La pratique du no kill fut développée au siècle dernier par les pêcheurs sportifs américains. Elle consiste à relâcher vivants les pois- sons capturés. De plus en plus courante, cette « graciation » est plébiscitée par une jeune génération pour laquelle la pêche à la mouche est à la fois une activité de pleine nature, un loisir et un sport. Une nouvelle génération à la conscience écologique qui souhaite préserver les réserves halieutiques et affiche son respect pour les poissons. Le discours des pêcheurs est néanmoins modéré, la pratique du no kill n’est pas sans risque pour les animaux et implique une philosophie de pêche que tous les moucheurs ne partagent pas encore. « Ce n’est pas anodin de prendre un poisson, explique Olivier. Il y a des précautions à prendre avant de le manipuler : se mouiller les mains, par exemple, afin de ne pas abîmer la couche de mucus qui le protège des attaques de champignons et des bactéries pathogènes.» Quelques lancers plus tard, il confie : « J’ai eu de grandes engueulades avec d’autres pêcheurs. La technique du no kill sert parfois de cache-sexe à une pratique sportive qui consiste à “scorer”: à attraper le maximum de poissons. Il faut s’autodiscipliner. Par exemple, je pêche moins en juillet et en août, car les poissons ont chaud et sont fatigués. » Aujourd’hui, seuls 5 % des rivières françaises seraient en bonne santé, principalement dans la Creuse, en Corrèze et dans les Pyrénées. Envahies par les espèces invasives (l’écrevisse américaine, le silure ou encore le cormoran, qui pêche de plus en plus loin de sa zone d’habitat), elles se vident de leurs poissons alors que les barrages empêchent les migrations des saumons et des anguilles. Mais le gros des dégâts provient de l’agriculture inten- sive, qui pollue l’eau et assèche les réserves. « La rivière est le témoin de la santé écologique d’une vallée. Si les poissons ont une mycose, c’est qu’il y a pollution. Si l’eau est trouble, c’est qu’il y a eu déforestation… » plaide Olivier.

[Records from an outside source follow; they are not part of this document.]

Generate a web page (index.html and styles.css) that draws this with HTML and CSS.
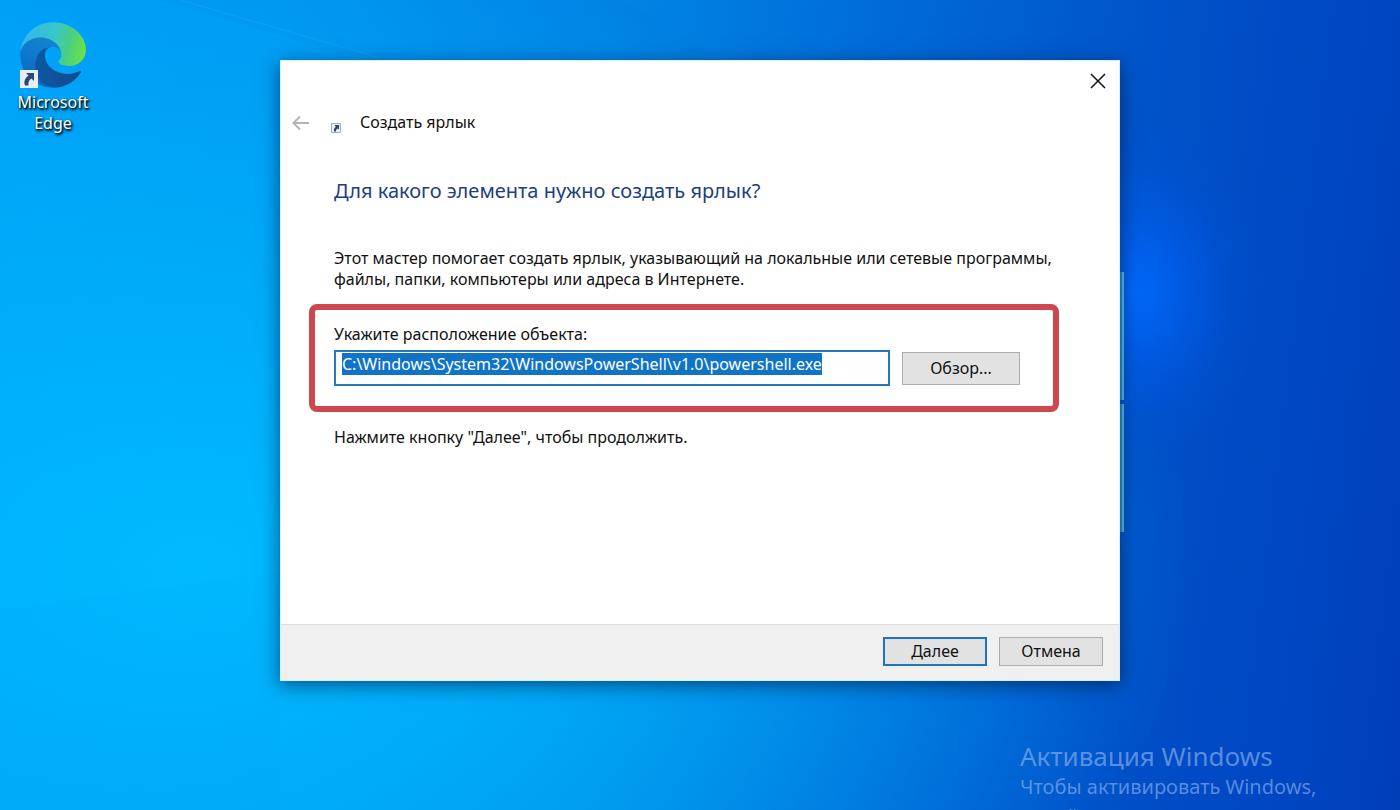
FILE: index.html
```html
<!DOCTYPE html>
<html lang="ru">
<head>
<meta charset="utf-8">
<title>Создать ярлык</title>
<link rel="stylesheet" href="styles.css">
</head>
<body>
<main class="desktop">
  <svg class="rays" viewBox="0 0 1400 810" preserveAspectRatio="none" aria-hidden="true">
    <path d="M160 0 400 70 1120 300 620 0Z" fill="#0060d0" opacity=".05"/>
    <path d="M0 610 280 572 280 810 0 810Z" fill="#0068d8" opacity=".02"/>
    <path d="M180 0 380 58" stroke="#6cc8ff" opacity=".15"/>
  </svg>

  <a class="shortcut" href="#edge">
    <span class="shortcut-icon">
      <svg class="edge-logo" viewBox="4 5 257 256" aria-hidden="true">
        <defs>
          <linearGradient id="deep" x1="63" y1="178" x2="242" y2="178" gradientUnits="userSpaceOnUse">
            <stop offset="0" stop-color="#0c59a4"/><stop offset="1" stop-color="#114a8b"/>
          </linearGradient>
          <linearGradient id="mid" x1="120" y1="60" x2="60" y2="240" gradientUnits="userSpaceOnUse">
            <stop offset="0" stop-color="#1585d0"/><stop offset=".5" stop-color="#0f78cc"/><stop offset="1" stop-color="#0a68c0"/>
          </linearGradient>
          <linearGradient id="wave" x1="20" y1="70" x2="250" y2="120" gradientUnits="userSpaceOnUse">
            <stop offset="0" stop-color="#35b8e8"/><stop offset=".45" stop-color="#36c6d0"/><stop offset=".75" stop-color="#48cf80"/><stop offset="1" stop-color="#6be048"/>
          </linearGradient>
        </defs>
        <path fill="url(#mid)" d="M110.34 246.34A79.2 79.2 0 0 1 87.6 225a80.72 80.72 0 0 1 29.53-120c3.12-1.47 8.45-4.13 15.54-4a32.35 32.35 0 0 1 25.69 13 31.88 31.88 0 0 1 6.36 18.66c0-.21 24.46-79.6-80-79.6-43.9 0-80 41.66-80 78.21a130.15 130.15 0 0 0 12.11 56 128 128 0 0 0 156.38 67.11 75.55 75.55 0 0 1-62.78-8z"/>
        <path fill="url(#deep)" d="M235.68 195.46a93.73 93.73 0 0 1-10.54 4.71 101.87 101.87 0 0 1-35.9 6.46c-47.32 0-88.54-32.55-88.54-74.32A31.48 31.48 0 0 1 117.13 105c-42.8 1.8-53.8 46.4-53.8 72.53 0 73.88 68.09 81.37 82.76 81.37 7.91 0 19.84-2.3 27-4.56l1.31-.44a128.34 128.34 0 0 0 66.6-52.8 4 4 0 0 0-5.32-5.64z"/>
        <path fill="url(#wave)" d="M156.94 153.78c-.81 1.05-3.3 2.5-3.3 5.66 0 2.61 1.7 5.12 4.72 7.23 14.38 10 41.49 8.68 41.56 8.68a59.56 59.56 0 0 0 30.27-8.35A61.38 61.38 0 0 0 260.63 114c.26-22.41-8-37.31-11.34-43.91C228.09 28.76 182.35 5 132.63 5A128 128 0 0 0 4.63 131.2c.48-36.54 36.8-66.05 80-66.05 3.5 0 23.46.34 42 10.07 16.34 8.58 24.9 18.94 30.85 29.21 6.18 10.67 7.28 24.15 7.28 29.52s-2.74 13.33-7.82 19.83z"/>
      </svg>
      <svg class="link-badge" viewBox="0 0 18 18" aria-hidden="true">
        <path d="M0 0H18V18H0Z" fill="#e8eef4"/>
        <path d="M6 3H14V11L11.500 8.500C9 10 8 12 8.500 15.500H5C3.500 11.500 5 8 8.500 5.500Z" fill="#274a74"/>
      </svg>
    </span>
    <span class="shortcut-name">Microsoft Edge</span>
  </a>

  <div class="window-light" aria-hidden="true"><span></span><span></span></div>

  <section class="dialog" role="dialog" aria-labelledby="dialog-title">
    <div class="caption">
      <button class="icon-button close" type="button" aria-label="Закрыть">
        <svg viewBox="0 0 16 16" width="16" height="16"><path d="M1 1 15 15M15 1 1 15" fill="none" stroke="#111" stroke-width="1.500"/></svg>
      </button>
    </div>
    <header class="title-row">
      <button class="icon-button" type="button" aria-label="Назад" disabled>
        <svg viewBox="0 0 18 16" width="18" height="16"><path d="M17 8H2M8 1.500 1.500 8 8 14.500" fill="none" stroke="#b4b4b4" stroke-width="2"/></svg>
      </button>
      <svg class="title-icon" viewBox="0 0 10 10" width="10" height="10" aria-hidden="true">
        <path d="M.5.5H9.500V9.500H.5Z" fill="#e8eef4" stroke="#a4b0bc"/>
        <path d="M3.500 2H8V6.500L6.500 5.500C5 6.500 5 7.500 5 8.500H3C2.500 6.500 3.500 5 4.800 3.800Z" fill="#2c4668"/>
      </svg>
      <span id="dialog-title">Создать ярлык</span>
    </header>

    <form class="wizard" onsubmit="return false">
      <div class="page">
        <h1>Для какого элемента нужно создать ярлык?</h1>
        <p class="intro">Этот мастер помогает создать ярлык, указывающий на локальные или сетевые программы, файлы, папки, компьютеры или адреса в Интернете.</p>
        <div class="location">
          <label for="path">Укажите расположение объекта:</label>
          <div class="location-row">
            <input id="path" type="text" spellcheck="false" value="C:\Windows\System32\WindowsPowerShell\v1.0\powershell.exe" autofocus>
            <button class="button browse" type="button">Обзор...</button>
          </div>
        </div>
        <p class="hint">Нажмите кнопку "Далее", чтобы продолжить.</p>
      </div>
      <footer class="actions">
        <button class="button primary" type="submit">Далее</button>
        <button class="button" type="button">Отмена</button>
      </footer>
    </form>
  </section>

  <aside class="watermark">
    <strong>Активация Windows</strong>
    <span>Чтобы активировать Windows, перейдите в раздел "Параметры".</span>
  </aside>
</main>
<script src="script.js"></script>
</body>
</html>
```
FILE: styles.css
```css
* { box-sizing: border-box; }

body {
  margin: 0;
  font-family: "Noto Sans", "Open Sans", sans-serif;
  font-size: 16px;
  line-height: 21px;
  color: #111;
}

.desktop {
  position: relative;
  height: 100vh;
  overflow: hidden;
  padding: 60px 20%;
  background:
    radial-gradient(ellipse 130px 170px at 81% 36%, rgba(0, 106, 255, .9), rgba(0, 100, 252, .4) 45%, rgba(0, 90, 240, .1) 75%, rgba(0, 90, 240, 0)),
    radial-gradient(ellipse 1000px 620px at 14% 70%, rgba(0, 186, 255, 1), rgba(0, 180, 252, .75) 40%, rgba(0, 160, 255, 0)),
    linear-gradient(97deg, #009ef6 0%, #0098f2 20%, #0084e4 42%, #0064d4 64%, #0050c8 80%, #0046c2 92%, #003eb8 100%);
}

.rays {
  position: absolute;
  inset: 0;
  width: 100%;
  height: 100%;
}

.shortcut {
  position: absolute;
  left: 8px;
  top: 22px;
  width: 90px;
  display: flex;
  flex-direction: column;
  align-items: center;
  gap: 4px;
  color: #fff;
  text-align: center;
  text-decoration: none;
  text-shadow: 1px 1px 2px #000, 1px 2px 3px rgba(0, 0, 0, .9);
}

.shortcut-icon { position: relative; width: 66px; height: 66px; }
.edge-logo { display: block; width: 100%; height: 100%; }
.link-badge { position: absolute; left: 0; bottom: 0; width: 18px; height: 18px; }

.window-light {
  position: absolute;
  right: 276px;
  top: 272px;
  width: 8px;
  display: flex;
  flex-direction: column;
  gap: 4px;
}
.window-light span { height: 128px; background: #2898d8; border-right: 2px solid #54c8f0; }

.dialog {
  position: relative;
  display: flex;
  flex-direction: column;
  background: #fff;
  border: 1px solid #d4f2ff;
  box-shadow: 0 4px 18px rgba(0, 20, 60, .6);
}

.caption { display: flex; justify-content: flex-end; padding: 12px 13px; }

.icon-button {
  display: flex;
  padding: 0;
  border: 0;
  background: none;
}

.title-row {
  display: flex;
  align-items: center;
  padding: 11px;
}
.title-icon { margin: 10px 19px 0 21px; }

.page { padding: 33px 53px 0; }

h1 {
  margin: 0;
  font-size: 20px;
  font-weight: 400;
  line-height: 28px;
  color: #1c3f80;
}

.intro { margin: 43px 0 14px; }

.location {
  margin: 0 7px 0 -25px;
  padding: 14px 33px 20px 19px;
  border: 6px solid #cc484e;
  border-radius: 8px;
}
.location label { display: block; margin-bottom: 5px; }
.location-row { display: flex; align-items: center; gap: 12px; }

.location input {
  flex: 1;
  min-width: 0;
  height: 36px;
  padding: 2px 6px 10px;
  border: 2px solid #2a78b8;
  outline: 0;
  font: inherit;
  line-height: 22px;
  color: #111;
}
.location input::selection { background: #0f74c8; color: #fff; }

.button {
  width: 104px;
  height: 29px;
  padding: 0;
  border: 1px solid #adadad;
  background: #e2e2e2;
  font: inherit;
  color: #111;
}
.button.browse { width: 118px; height: 33px; }
.button.primary { border: 2px solid #1c74bc; }

.hint { margin: 15px 0 176px; }

.actions {
  display: flex;
  justify-content: flex-end;
  gap: 12px;
  padding: 12px 16px 14px;
  border-top: 1px solid #dcdcdc;
  background: #f0f0f0;
}

.watermark {
  position: absolute;
  left: 1020px;
  top: 741px;
  width: 340px;
  display: flex;
  flex-direction: column;
  font-size: 20px;
  line-height: 30px;
  color: rgba(150, 185, 240, .6);
}
.watermark strong { font-size: 26px; font-weight: 400; line-height: 31px; }
```
FILE: script.js
```js
const pathInput = document.getElementById("path");
pathInput.focus();
pathInput.select();
```
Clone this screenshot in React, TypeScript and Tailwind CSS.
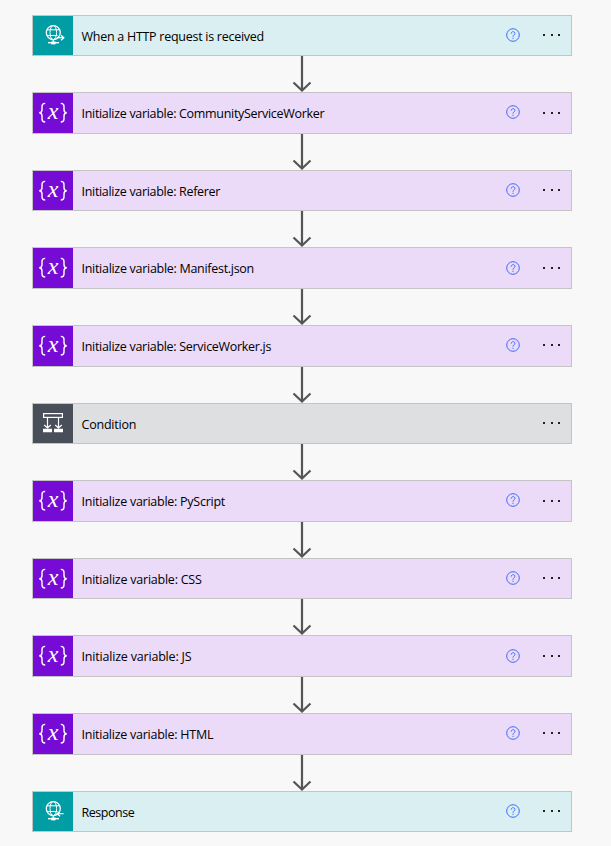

Pour tenter d’enrayer la destruction des rivières, certains pêcheurs militent pour un système de jachère sur trois ans. La première année, on entretient la rivière, la deuxième on la laisse tranquille, la troisième on pêche. Toutes les études le montrent, la meilleure manière de protéger les poissons, c’est de sauvegarder leur habitat naturel : des berges propres, des graviers nettoyés et des herbiers, essentiels garde-manger piscicoles, multipliés. « L’intérêt du pêcheur, c’est d’avoir les rivières les plus sauvages possible pour pêcher des poissons les plus sauvages possible », insiste Olivier, qui mise sur l’existence d’une véritable prise de conscience écologique des moucheurs. « Nous fûmes parmi les premiers à nous émouvoir du sort des rivières et à s’apercevoir que les insectes disparaissaient.» Il confesse avoir pleuré de tristesse quand il s’est aperçu que la rivière dans laquelle il pêchait enfant dans l’Aube était désormais à sec. Comme tant d’autres, elle avait été abandonnée.

UN MOMENT DE DÉTENTE SUBLIME

Moulin de Chaise-Dieu-du-Theil, le reflet de l’eau sur le tronc des arbres, le bruit des flots et l’onde furtivement laissée par un poisson surgissant à la surface de la rivière appellent à la quiétude. Le parcours de pêche clos pourrait être comparé à un
practice de golf. Les meilleurs s’y entraînent, les petits nouveaux y viennent apprendre. Ici, on pêche toute l’année des poissons d’élevage stériles dans l’eau claire de la rivière Iton, qui arrose notamment la ville d’Évreux. Chemise saumon et
bretelles accrochées aux épaules, Monsieur Jean Pucci, propriétaire des lieux, se réjouit de voir disparaître l’aspect élitiste qui collait à la pêche à la mouche en même temps qu’augmente le nombre de pratiquants. « La pêche est un moment de
détente sublime, on est vraiment en contact avec la nature. C’est à la fois une pratique solitaire et conviviale : on pêche seul et on se retrouve entre amis pour le casse-croûte.» Dans le bar qu’il a aménagé au milieu de la propriété, les vitrines
regorgent de mouches de toutes formes et de toutes couleurs. « Il y a une vingtaine d’années, on avait touché le fond… On a laissé tomber des rivières », raconte Mon-
sieur Pucci avant de conclure, flegmatique: «Vous savez, jeune homme, quand on est vraiment pêcheur, quand on aime la nature, on est forcément écolo.»